Show every line containing "that" by copying it.

**********

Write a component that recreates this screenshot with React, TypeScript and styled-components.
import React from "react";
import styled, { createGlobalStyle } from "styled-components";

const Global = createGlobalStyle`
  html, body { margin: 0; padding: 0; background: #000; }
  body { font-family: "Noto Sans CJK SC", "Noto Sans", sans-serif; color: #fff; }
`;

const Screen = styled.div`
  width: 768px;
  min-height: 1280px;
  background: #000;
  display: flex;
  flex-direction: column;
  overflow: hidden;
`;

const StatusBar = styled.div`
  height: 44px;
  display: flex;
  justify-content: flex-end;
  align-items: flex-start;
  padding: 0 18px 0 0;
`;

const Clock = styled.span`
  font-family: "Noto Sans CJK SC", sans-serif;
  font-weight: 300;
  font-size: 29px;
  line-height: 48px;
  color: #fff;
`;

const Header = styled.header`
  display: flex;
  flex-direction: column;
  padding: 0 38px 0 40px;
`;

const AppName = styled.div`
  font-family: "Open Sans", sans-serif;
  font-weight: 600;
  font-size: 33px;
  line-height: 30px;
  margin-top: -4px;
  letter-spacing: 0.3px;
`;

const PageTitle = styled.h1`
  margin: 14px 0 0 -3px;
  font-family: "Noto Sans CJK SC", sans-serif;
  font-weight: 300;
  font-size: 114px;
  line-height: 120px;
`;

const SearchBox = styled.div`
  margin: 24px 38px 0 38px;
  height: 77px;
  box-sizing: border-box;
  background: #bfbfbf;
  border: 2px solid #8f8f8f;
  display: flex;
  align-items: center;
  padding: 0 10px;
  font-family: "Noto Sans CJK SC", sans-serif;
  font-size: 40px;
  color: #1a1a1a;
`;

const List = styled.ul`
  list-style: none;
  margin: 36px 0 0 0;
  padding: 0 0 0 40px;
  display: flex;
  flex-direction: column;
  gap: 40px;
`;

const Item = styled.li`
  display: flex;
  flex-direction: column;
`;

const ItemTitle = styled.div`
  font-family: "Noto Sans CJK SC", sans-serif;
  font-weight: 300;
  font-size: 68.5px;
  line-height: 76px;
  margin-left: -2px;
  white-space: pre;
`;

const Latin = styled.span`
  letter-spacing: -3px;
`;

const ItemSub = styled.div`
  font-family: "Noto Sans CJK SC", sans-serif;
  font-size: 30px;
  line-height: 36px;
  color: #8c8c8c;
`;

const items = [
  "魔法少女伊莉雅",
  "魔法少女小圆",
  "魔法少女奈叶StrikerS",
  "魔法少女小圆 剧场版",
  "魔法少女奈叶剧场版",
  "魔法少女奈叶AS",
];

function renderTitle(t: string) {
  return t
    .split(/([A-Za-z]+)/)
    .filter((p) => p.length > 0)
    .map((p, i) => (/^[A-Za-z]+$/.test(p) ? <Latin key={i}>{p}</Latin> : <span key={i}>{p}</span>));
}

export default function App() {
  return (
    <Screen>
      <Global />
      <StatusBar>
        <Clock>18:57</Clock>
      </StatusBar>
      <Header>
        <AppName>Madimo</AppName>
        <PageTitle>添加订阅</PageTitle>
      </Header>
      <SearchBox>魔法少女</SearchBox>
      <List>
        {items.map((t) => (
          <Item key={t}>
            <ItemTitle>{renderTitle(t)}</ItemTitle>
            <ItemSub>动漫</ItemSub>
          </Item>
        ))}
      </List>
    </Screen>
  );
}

**********

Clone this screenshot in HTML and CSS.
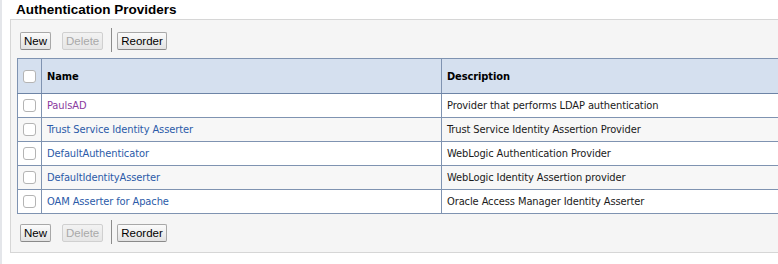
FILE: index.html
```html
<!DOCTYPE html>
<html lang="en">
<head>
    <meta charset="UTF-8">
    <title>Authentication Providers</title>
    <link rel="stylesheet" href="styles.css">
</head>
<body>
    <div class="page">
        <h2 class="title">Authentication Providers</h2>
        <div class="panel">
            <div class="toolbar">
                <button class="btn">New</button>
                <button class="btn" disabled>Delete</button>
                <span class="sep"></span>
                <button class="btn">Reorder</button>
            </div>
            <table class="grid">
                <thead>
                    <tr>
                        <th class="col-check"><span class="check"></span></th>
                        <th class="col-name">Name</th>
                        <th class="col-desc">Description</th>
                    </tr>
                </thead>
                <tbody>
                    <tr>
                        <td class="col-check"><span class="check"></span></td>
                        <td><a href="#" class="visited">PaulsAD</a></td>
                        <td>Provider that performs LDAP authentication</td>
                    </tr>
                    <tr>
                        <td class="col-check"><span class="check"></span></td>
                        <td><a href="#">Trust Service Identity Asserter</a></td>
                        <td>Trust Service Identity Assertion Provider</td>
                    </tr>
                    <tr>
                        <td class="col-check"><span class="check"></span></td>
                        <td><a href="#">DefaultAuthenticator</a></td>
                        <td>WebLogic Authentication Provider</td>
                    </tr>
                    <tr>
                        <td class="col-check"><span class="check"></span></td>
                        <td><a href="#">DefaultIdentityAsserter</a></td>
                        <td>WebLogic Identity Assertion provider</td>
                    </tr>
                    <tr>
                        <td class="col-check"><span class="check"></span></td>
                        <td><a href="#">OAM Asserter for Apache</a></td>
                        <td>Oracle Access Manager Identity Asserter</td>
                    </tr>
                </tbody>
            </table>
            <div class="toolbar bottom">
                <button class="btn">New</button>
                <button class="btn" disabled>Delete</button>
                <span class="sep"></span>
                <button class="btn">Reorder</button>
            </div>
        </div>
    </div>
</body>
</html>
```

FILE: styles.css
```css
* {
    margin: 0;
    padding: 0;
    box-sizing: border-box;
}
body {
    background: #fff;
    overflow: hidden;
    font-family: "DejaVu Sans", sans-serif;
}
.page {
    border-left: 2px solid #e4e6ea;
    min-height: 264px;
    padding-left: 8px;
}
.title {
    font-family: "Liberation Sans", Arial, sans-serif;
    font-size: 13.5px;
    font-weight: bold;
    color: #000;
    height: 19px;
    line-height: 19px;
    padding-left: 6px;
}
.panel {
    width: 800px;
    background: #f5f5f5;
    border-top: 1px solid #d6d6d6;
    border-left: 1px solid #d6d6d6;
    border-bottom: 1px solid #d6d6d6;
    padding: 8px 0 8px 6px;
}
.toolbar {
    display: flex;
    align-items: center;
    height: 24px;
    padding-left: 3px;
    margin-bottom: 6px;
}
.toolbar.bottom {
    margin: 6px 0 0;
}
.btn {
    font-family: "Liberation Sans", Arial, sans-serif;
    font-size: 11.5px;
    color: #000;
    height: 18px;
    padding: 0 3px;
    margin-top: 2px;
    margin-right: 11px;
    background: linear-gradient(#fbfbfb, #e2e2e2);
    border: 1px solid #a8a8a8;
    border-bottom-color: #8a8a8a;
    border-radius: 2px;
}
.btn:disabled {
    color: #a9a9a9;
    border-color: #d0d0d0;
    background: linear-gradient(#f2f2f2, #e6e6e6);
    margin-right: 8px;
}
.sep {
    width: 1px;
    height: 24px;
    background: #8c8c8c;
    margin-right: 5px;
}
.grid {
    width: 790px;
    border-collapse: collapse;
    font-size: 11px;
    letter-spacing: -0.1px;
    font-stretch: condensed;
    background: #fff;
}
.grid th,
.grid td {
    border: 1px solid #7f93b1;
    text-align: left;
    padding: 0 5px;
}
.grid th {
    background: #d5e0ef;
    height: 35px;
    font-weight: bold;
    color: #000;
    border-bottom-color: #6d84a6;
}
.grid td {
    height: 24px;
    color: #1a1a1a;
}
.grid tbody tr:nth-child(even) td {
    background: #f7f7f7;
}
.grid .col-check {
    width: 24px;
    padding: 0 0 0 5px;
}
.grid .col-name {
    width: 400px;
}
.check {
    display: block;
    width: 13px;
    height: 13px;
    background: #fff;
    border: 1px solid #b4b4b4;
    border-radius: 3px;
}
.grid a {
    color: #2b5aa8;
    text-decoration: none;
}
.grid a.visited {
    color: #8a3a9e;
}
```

**********

*Task output:*
Write a component that recreates this screenshot with React, TypeScript and styled-components.
                        <td>Provider that performs LDAP authentication</td>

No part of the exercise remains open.